Of course, it mattered little as the Gators - led by quarterbacks Chris Leak and Tim Tebow - won the national title. Had there been a playoff, though, who knows what would have happened.

“I was with (Big Ten) commissioner (Jim) Delany last night,” Carr said. “I have great regard for him and it does not sound like, in listening to him, it does not sound like a playoff is (going to happen).

“But, that doesn’t mean you can’t expand what we do have to four teams.”

Michael Rothstein covers University of Michigan basketball for He can be reached at (734) 623-2558 or at


FW Flyer

Mon, Aug 3, 2009 : 9:38 a.m.

I would argue an 8 team playoff is the fairest, as it would include the champion of every major conference plus a couple wild cards. Of course this would put more pressure on coaches who didn't make the playoffs who now can tout long bowl streaks, despite many of them being fourth-tier games.


Sat, Aug 1, 2009 : 7:36 p.m.

Every football,basketball,baseball,hocket etc.. HAVE PLAYOFFS! Why dont D1 college football? And these stupid reporters that stick up for them -WHY? do they get paid extra to defend the BCS? High school and college all have playoffs, 4 teams is great. Anymore would not be good. Unless you have any more teams thats undefeated.

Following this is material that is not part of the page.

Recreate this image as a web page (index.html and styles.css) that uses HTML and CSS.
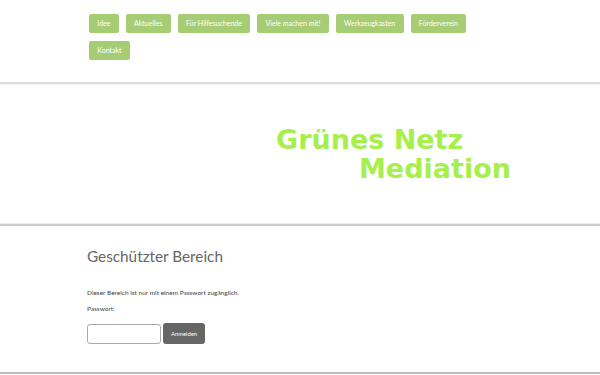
FILE: index.html
```html
<!DOCTYPE html>
<html lang="de">
<head>
    <meta charset="UTF-8">
    <meta name="viewport" content="width=device-width, initial-scale=1.0">
    <title>Geschützter Bereich - Grünes Netz Mediation</title>
    <link rel="stylesheet" href="styles.css">
</head>
<body>
    <div class="navbar">
        <ul class="nav">
            <li><a href="#">Idee</a></li>
            <li><a href="#">Aktuelles</a></li>
            <li><a href="#">Für Hilfesuchende</a></li>
            <li><a href="#">Viele machen mit!</a></li>
            <li><a href="#">Werkzeugkasten</a></li>
            <li><a href="#">Förderverein</a></li>
            <li><a href="#">Kontakt</a></li>
        </ul>
    </div>

    <div class="header">
        <div class="logo">
            <span class="logo-line">Grünes Netz</span>
            <span class="logo-line second">Mediation</span>
        </div>
    </div>

    <div class="content">
        <h1>Geschützter Bereich</h1>
        <p class="info">Dieser Bereich ist nur mit einem Passwort zugänglich.</p>
        <form class="login" onsubmit="return false;">
            <label for="pw">Passwort:</label>
            <div class="login-row">
                <input type="password" id="pw">
                <button type="submit">Anmelden</button>
            </div>
        </form>
    </div>
</body>
</html>
```

FILE: styles.css
```css
body {
    margin: 0;
    background: #fff;
    font-family: Lato, "Open Sans", sans-serif;
    color: #444;
}

/* Navigation oben */
.navbar {
    height: 84px;
    box-sizing: border-box;
    padding: 14px 0 0 89px;
    border-bottom: 2px solid #dddddd;
}
.nav {
    list-style: none;
    margin: 0;
    padding: 0;
    display: flex;
    flex-wrap: wrap;
    gap: 8px 7px;
    width: 400px;
}
.nav a {
    display: block;
    height: 19px;
    line-height: 19px;
    padding: 0 8.3px;
    background: #a7cd74;
    color: #fff;
    font-size: 7px;
    text-decoration: none;
    border-radius: 2px;
}

/* Kopfbereich mit Logo */
.header {
    height: 142px;
    box-sizing: border-box;
    padding: 40px 0 0 276px;
    border-top: 1px solid #f0f0f0;
    border-bottom: 2px solid #cccccc;
    box-shadow: 0 -1px 0 #eeeeee inset;
}
.logo {
    font-family: "DejaVu Sans", sans-serif;
    font-weight: bold;
    font-size: 27px;
    line-height: 29px;
    color: #a6ef4d;
}
.logo-line {
    display: block;
}
.logo-line.second {
    margin-left: 83px;
}

/* Inhalt */
.content {
    height: 148px;
    box-sizing: border-box;
    padding: 20px 0 0 87px;
    border-bottom: 2px solid #bbbbbb;
}
.content h1 {
    margin: 0;
    font-size: 15.3px;
    line-height: 20px;
    font-weight: normal;
    color: #666;
}
.info {
    margin: 21.5px 0 0;
    font-size: 6.5px;
    line-height: 9px;
}
.login label {
    display: block;
    margin-top: 7.7px;
    font-size: 6.5px;
    line-height: 9px;
}
.login-row {
    display: flex;
    margin-top: 10.6px;
    gap: 2px;
}
.login input {
    width: 74px;
    height: 20px;
    box-sizing: border-box;
    border: 1px solid #aaaaaa;
    border-radius: 3px;
    padding: 0 4px;
    background: #fff;
}
.login button {
    width: 42px;
    height: 21px;
    margin-top: -1px;
    border: none;
    border-radius: 3px;
    background: #666666;
    color: #fff;
    font-family: Lato, sans-serif;
    font-size: 5.8px;
    padding: 0;
}
```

HINT -Utah Why dont they just come out and say -Utah,Uconn,Boise St none of you will never have a shot at the BCS championship -maybe then would I respect it.


Sat, Aug 1, 2009 : 3:48 p.m.

For starters, the Big 10 should have a championship game. I know they have 11 teams, but the solution is simple - just ignore MSU's record and act as if they're not even in the league. Then there would be two 5-team divisions. Go Blue!!!


Sat, Aug 1, 2009 : 2:05 a.m.

i think the way to go right now is a plus 1 game. which is basically a 4 team playoff. once you start talking about 16 teams you are taking away the importance of the regular season which makes the games exciting. i mean does anybody reall4y think the 16th team in the country last year could beat florida or oklahoma. college football does not have anywhere near the parody of the nfl so 8 teams at the most but 16 is just way too much.

Michael Rothstein

Fri, Jul 31, 2009 : 5:38 p.m.

Tater, I'm with you on a playoff. It's always been a debate among sportswriters as well as to whether or not a playoff is good or not. Me, I'll always be for it if for no other reason than if it is good enough for Division II, Division III and Division I-AA (Football Championship Subdivision), it should be good enough for the upper echelon. But that's another subject for another day.


Fri, Jul 31, 2009 : 5:33 p.m.

Pretty soon stuff like this won't matter. Michigan and RR will march through one season after another undefeated, win their NC bowl game, and leave everyone else scrambling to figure out how to derail the Maize and Blue juggernaut.


Fri, Jul 31, 2009 : 5:14 p.m.

Pretty slick: have a playoff without actually calling it a playoff. Maybe that's how you do it. Expand it to four games. Once the genie is out of the bottle, they can go to eight or sixteen teams. They could actually do four teams this season with the same schedule. Two bowls would be the semis, and the NC game a week later would have two teams that played a week earlier instead of two months earlier.